WHAT IS ASKED ::
Below are the records; reproduce all of them exactly but without any images.

━━━ AVAILABLE RECORDS ━━━

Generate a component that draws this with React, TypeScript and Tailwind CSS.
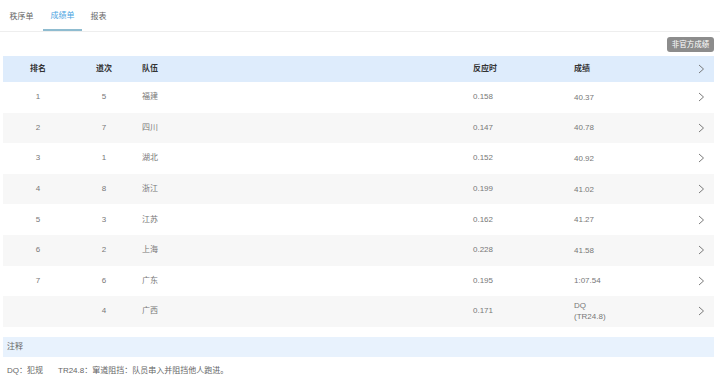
const rows = [
  { rank: '1', lane: '5', team: '福建', rt: '0.158', res: ['40.37'] },
  { rank: '2', lane: '7', team: '四川', rt: '0.147', res: ['40.78'] },
  { rank: '3', lane: '1', team: '湖北', rt: '0.152', res: ['40.92'] },
  { rank: '4', lane: '8', team: '浙江', rt: '0.199', res: ['41.02'] },
  { rank: '5', lane: '3', team: '江苏', rt: '0.162', res: ['41.27'] },
  { rank: '6', lane: '2', team: '上海', rt: '0.228', res: ['41.58'] },
  { rank: '7', lane: '6', team: '广东', rt: '0.195', res: ['1:07.54'] },
  { rank: '', lane: '4', team: '广西', rt: '0.171', res: ['DQ', '(TR24.8)'] },
]

const cols = 'grid grid-cols-[70px_62px_331px_101px_121px_1fr] items-center'

function Chevron() {
  return (
    <svg width="7" height="10" viewBox="0 0 7 10" className="text-[#6b6b6b]">
      <polyline points="1,1 5.5,5 1,9" fill="none" stroke="currentColor" strokeWidth="0.9" />
    </svg>
  )
}

export default function App() {
  return (
    <div
      className="w-[720px] h-[381px] overflow-hidden bg-white text-[8px] text-[#777]"
      style={{ fontFamily: '"Liberation Sans", "Noto Sans CJK SC", sans-serif' }}
    >
      <div className="flex h-[32px] border-b border-[#eeeeee]">
        <div className="w-[43px] flex items-center justify-center pt-[3px] text-[#666]">秩序单</div>
        <div className="w-[39px] flex items-center justify-center pt-[3px] text-[#4aa3df] border-b-2 border-[#8fbcd0]">成绩单</div>
        <div className="w-[33px] flex items-center justify-center pt-[3px] text-[#666]">报表</div>
      </div>

      <div className="px-[3px] pr-[6px]">
        <div className="flex justify-end pt-[5px] pb-[4px]">
          <div className="h-[15px] w-[47px] rounded-[3px] bg-[#8c8c8c] text-white text-[7.5px] flex items-center justify-center">
            非官方成绩
          </div>
        </div>

        <div className={`${cols} h-[26px] bg-[#deecfc] text-[#333] font-bold`}>
          <div className="text-center">排名</div>
          <div className="text-center">道次</div>
          <div className="pl-[7px]">队伍</div>
          <div className="pl-[7px]">反应时</div>
          <div className="pl-[7px]">成绩</div>
          <div className="flex justify-center pl-[1px]">
            <Chevron />
          </div>
        </div>

        {rows.map((r, i) => (
          <div
            key={r.team}
            className={`${cols} h-[30.6px] ${i % 2 === 1 ? 'bg-[#f7f7f7]' : 'bg-white'}`}
          >
            <div className="text-center">{r.rank}</div>
            <div className="text-center">{r.lane}</div>
            <div className="pl-[7px]">{r.team}</div>
            <div className="pl-[7px]">{r.rt}</div>
            <div className="pl-[7px] leading-[11px]">
              {r.res.map((t) => (
                <div key={t}>{t}</div>
              ))}
            </div>
            <div className="flex justify-center pl-[1px]">
              <Chevron />
            </div>
          </div>
        ))}

        <div className="mt-[10px] h-[20px] bg-[#e8f2fd] flex items-center pl-[4px] text-[#666]">注释</div>
        <div className="flex items-center h-[28px] pl-[4px] gap-[15px] text-[#666]">
          <span>DQ：犯规</span>
          <span>TR24.8：窜道阻挡：队员串入并阻挡他人跑进。</span>
        </div>
      </div>
    </div>
  )
}
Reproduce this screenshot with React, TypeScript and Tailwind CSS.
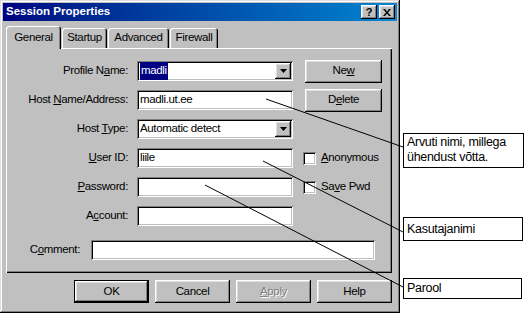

━━━

ANSWER ::
Generate a component that draws this with React, TypeScript and Tailwind CSS.
const rows = [
  { rank: '1', lane: '5', team: '福建', rt: '0.158', res: ['40.37'] },
  { rank: '2', lane: '7', team: '四川', rt: '0.147', res: ['40.78'] },
  { rank: '3', lane: '1', team: '湖北', rt: '0.152', res: ['40.92'] },
  { rank: '4', lane: '8', team: '浙江', rt: '0.199', res: ['41.02'] },
  { rank: '5', lane: '3', team: '江苏', rt: '0.162', res: ['41.27'] },
  { rank: '6', lane: '2', team: '上海', rt: '0.228', res: ['41.58'] },
  { rank: '7', lane: '6', team: '广东', rt: '0.195', res: ['1:07.54'] },
  { rank: '', lane: '4', team: '广西', rt: '0.171', res: ['DQ', '(TR24.8)'] },
]

const cols = 'grid grid-cols-[70px_62px_331px_101px_121px_1fr] items-center'

function Chevron() {
  return (
    <svg width="7" height="10" viewBox="0 0 7 10" className="text-[#6b6b6b]">
      <polyline points="1,1 5.5,5 1,9" fill="none" stroke="currentColor" strokeWidth="0.9" />
    </svg>
  )
}

export default function App() {
  return (
    <div
      className="w-[720px] h-[381px] overflow-hidden bg-white text-[8px] text-[#777]"
      style={{ fontFamily: '"Liberation Sans", "Noto Sans CJK SC", sans-serif' }}
    >
      <div className="flex h-[32px] border-b border-[#eeeeee]">
        <div className="w-[43px] flex items-center justify-center pt-[3px] text-[#666]">秩序单</div>
        <div className="w-[39px] flex items-center justify-center pt-[3px] text-[#4aa3df] border-b-2 border-[#8fbcd0]">成绩单</div>
        <div className="w-[33px] flex items-center justify-center pt-[3px] text-[#666]">报表</div>
      </div>

      <div className="px-[3px] pr-[6px]">
        <div className="flex justify-end pt-[5px] pb-[4px]">
          <div className="h-[15px] w-[47px] rounded-[3px] bg-[#8c8c8c] text-white text-[7.5px] flex items-center justify-center">
            非官方成绩
          </div>
        </div>

        <div className={`${cols} h-[26px] bg-[#deecfc] text-[#333] font-bold`}>
          <div className="text-center">排名</div>
          <div className="text-center">道次</div>
          <div className="pl-[7px]">队伍</div>
          <div className="pl-[7px]">反应时</div>
          <div className="pl-[7px]">成绩</div>
          <div className="flex justify-center pl-[1px]">
            <Chevron />
          </div>
        </div>

        {rows.map((r, i) => (
          <div
            key={r.team}
            className={`${cols} h-[30.6px] ${i % 2 === 1 ? 'bg-[#f7f7f7]' : 'bg-white'}`}
          >
            <div className="text-center">{r.rank}</div>
            <div className="text-center">{r.lane}</div>
            <div className="pl-[7px]">{r.team}</div>
            <div className="pl-[7px]">{r.rt}</div>
            <div className="pl-[7px] leading-[11px]">
              {r.res.map((t) => (
                <div key={t}>{t}</div>
              ))}
            </div>
            <div className="flex justify-center pl-[1px]">
              <Chevron />
            </div>
          </div>
        ))}

        <div className="mt-[10px] h-[20px] bg-[#e8f2fd] flex items-center pl-[4px] text-[#666]">注释</div>
        <div className="flex items-center h-[28px] pl-[4px] gap-[15px] text-[#666]">
          <span>DQ：犯规</span>
          <span>TR24.8：窜道阻挡：队员串入并阻挡他人跑进。</span>
        </div>
      </div>
    </div>
  )
}
Reproduce this screenshot with React, TypeScript and Tailwind CSS.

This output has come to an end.